Sulla cessione di Koulibaly

"Me l'aspettavo? Koulibaly ha un potenziale mostruoso, alla fine va in un calcio di altissimo livello".

Su De Laurentiis

"Cosa mi è rimasto dell'esperienza con lui? Una forma di affetto e gratitudine, mi ha concesso l’opportunità di misurarmi con il grande calcio ed era quello che volevo provare. Poi, certo, lavorarci insieme non è semplice".

Sugli allenamenti

"Anche l’introduzione del drone in allenamento mi dovete. Fu davvero casuale. Da due mesi si girava sul tetto della tribuna per inquadrare la linea difensiva e verificare gli allineamenti dei quattro. Ma a un certo punto l’osservazione risultava in diagonale e quindi imperfetta, imprecisa, inutile. Un amico di Accardi, che possedeva la licenza per l’impiego dei droni, ci disse che sarebbe stato facile per lui fornire il servizio ideale… ed era esattamente quello che volevo. Oggi i droni li usano tutti: ai ragazzi puoi mostrare le immagini dall’alto e intervenire per correggere chi ha fatto il movimento sbagliato, ritardato o anticipato".
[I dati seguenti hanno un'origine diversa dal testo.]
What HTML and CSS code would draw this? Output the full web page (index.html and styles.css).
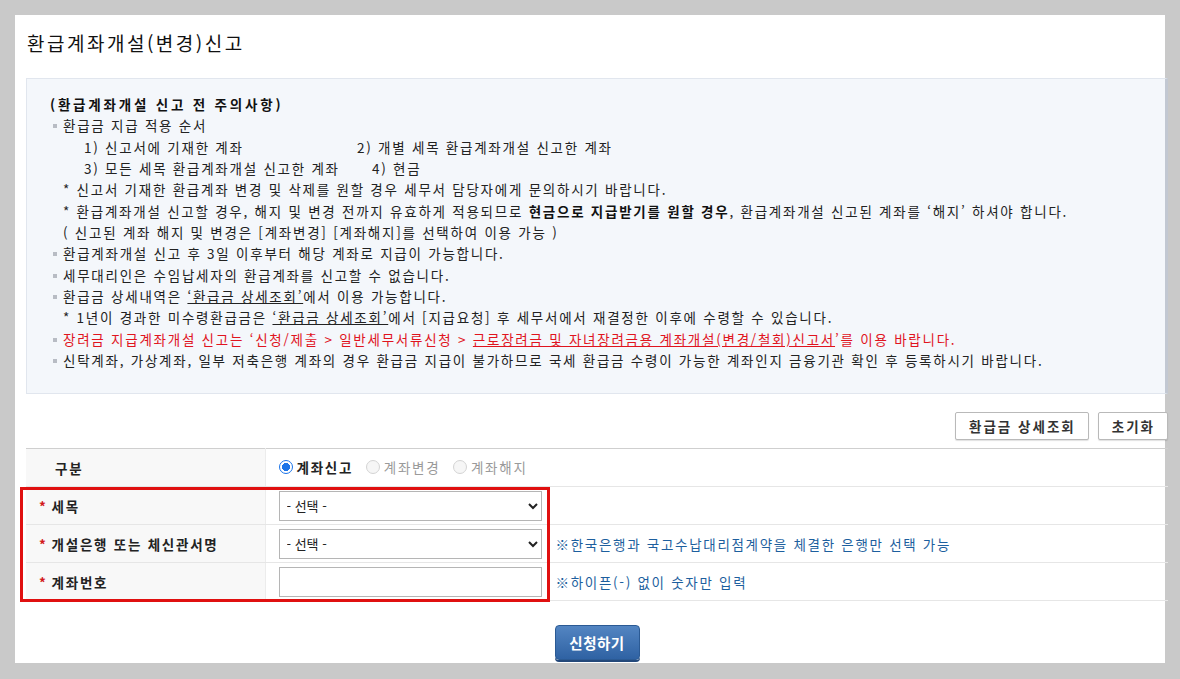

Sei considerato tra i pochi allenatori in grado di migliorare i calciatori, un altro è Conte.

"Abbiamo filosofie diverse però , al di là della bravura di Antonio , quello che fa la differenza è sempre la disponibilità dei ragazzi, la fame, la voglia di perfezionarsi. Con i “non arrivati” è più facile. In carriera il più veloce a comprendere quello che chiedevo è stato Albiol, difensore di livello superiore . In pochissimo tempo capì tutto , al punto che io potevo anche starmene a casa, l’allenamento avrebbe potuto dirigerlo lui".

Sulla considerazione degli altri

"Non mi ci riconosco per niente, ma importa poco. Sono molto diverso da come vengo descritto , per anni ho svolto un altro lavoro e non ho assorbito la superficialità del calcio. Sognavo di allenare una grande squadra e ci sono riuscito non una , ma più volte. A 63 anni non penso più alla carriera e i soldi sono meno importanti, mi sono evoluto: voglio il piacere, il divertimento e la Lazio può darmeli. Lavoro per creare una squadra vera, 25 giocatori che pensano allo stesso modo, per certi versi antistorica: il gioco del calcio per sua natura è collettivo e invece anche voi della stampa l’avete trasformato nel paradiso dell’individualità. Quand’ero ragazzo, leggendo i giornali la presentazione della partita era Milan-Inter o Juve-Roma, non Lukaku-Leao o Vlahovic-Abraham. Paradossalmente è stato uno sport individuale come il ciclismo a trasformarsi in collettivo. Io ho una passione immensa per il ciclismo, l’altra sera all’una e mezza di notte mi sono guardato la classica di San Sebastian , me l'ero persa".